Proceedings Before this Court

Non-appearance before the Registrar – 15 September 2016

  1. When the application was filed in this Court, a front page was issued with a time and date for hearing that specified 15 September 2016 at 10:15 am. The applicants failed to appear on the date and a Registrar of the Court dismissed the application under r.13.03C(1)(c) of the Federal Circuit Court Rules 2001 on 15 September 2016.

  2. The Court has before it, an application filed on 18 October 2016 to set aside the order made by the Registrar on 15 September 2016 under r.16.05(2)(a) of the Federal Circuit Court Rules 2001

Hearing of Interlocutory Application – 31 October 2016

  1. At the commencement of the hearing, the Court explained to the applicants that the Court was hearing the applicants’ application in a case to set aside the default order made in the absence of the applicants. The Court explained that this will require the Court to consider two matters. First, the explanation of the applicants for their failure to appear and secondly, the merits of the application. 

  2. The Court explained in relation to the merits of the application that the Court was considering whether the applicants had a reasonable argument that the Tribunal’s decision was affected by relevant legal error. The court explained that the relevant legal error had to be either an excess of statutory power, or a denial of procedural fairness to the applicant. The court explained to the applicant that if satisfied that there is an adequate explanation and a sufficiently arguable case on the merits, the default order will be set aside and the matter would be fixed for hearing on another day. 

  3. The Court explained to the applicants that if not satisfied that there is an adequate explanation for the failure to appear and a sufficiently arguable case on the merits, the application in a case would be dismissed.

  4. The Court explained to the applicants that it would have identified the evidence, then hear submissions from the applicants, then hear submissions from the solicitor for the first respondent, and then hear submissions from the applicant in reply. The first applicant confirmed that she understood the nature of the hearing as explained by the Court. 
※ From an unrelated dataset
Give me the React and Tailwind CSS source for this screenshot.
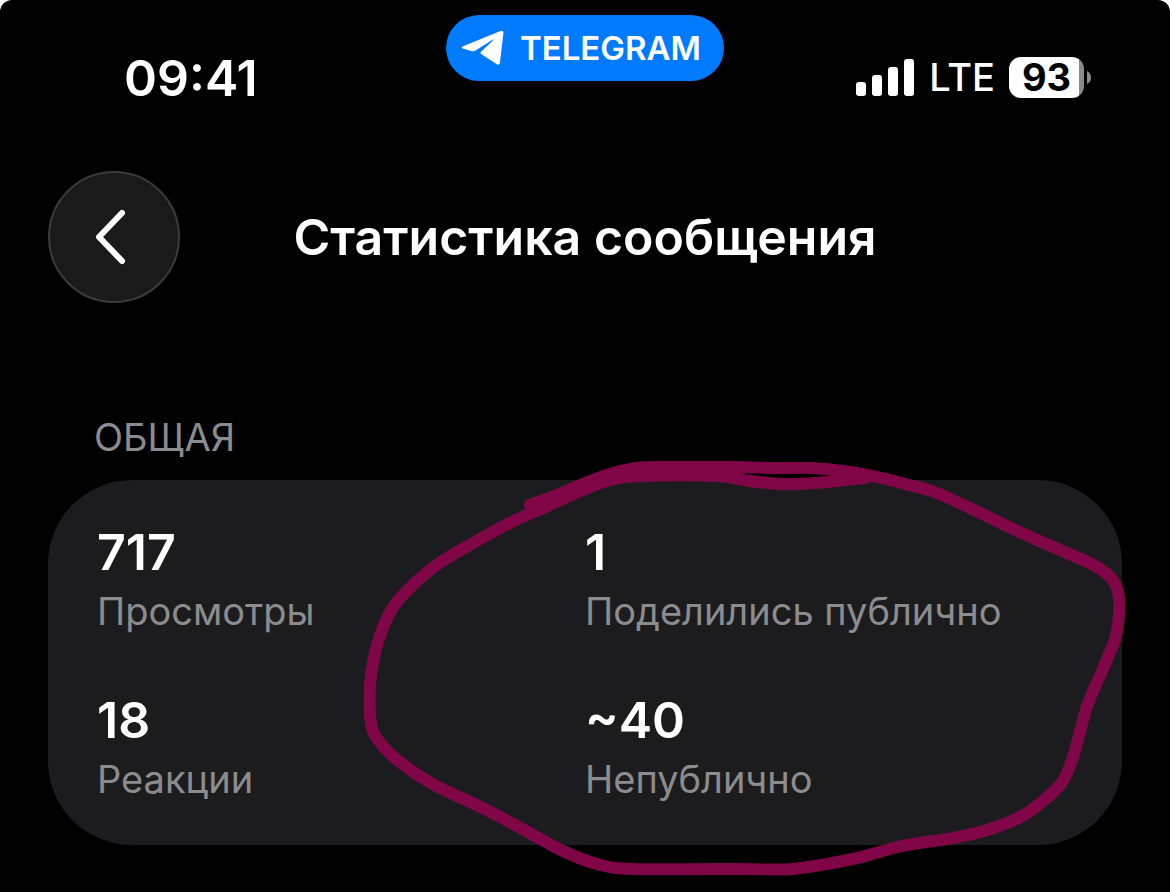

Consideration of whether the applicants were aware of the hearing date on 15 September 2016

  1. The affidavit filed by the applicants in support of the application in a case, asserted that they failed to appear on 15 September 2016, as the applicants had not received a letter of hearing invitation.

  2. The first respondent adduced into evidence an affidavit which annexed a letter dated 4 August 2016 which was sent to the applicants’ residential address as notified on the initiating application. The letter notified the applicants of the hearing date and place of hearing as well as, foreshadowing an application to have the matter dismissed for non-appearance if the applicants failed to appear. That letter of 4 August 2016 was also sent to the email address identified on the applicants’ initiating application.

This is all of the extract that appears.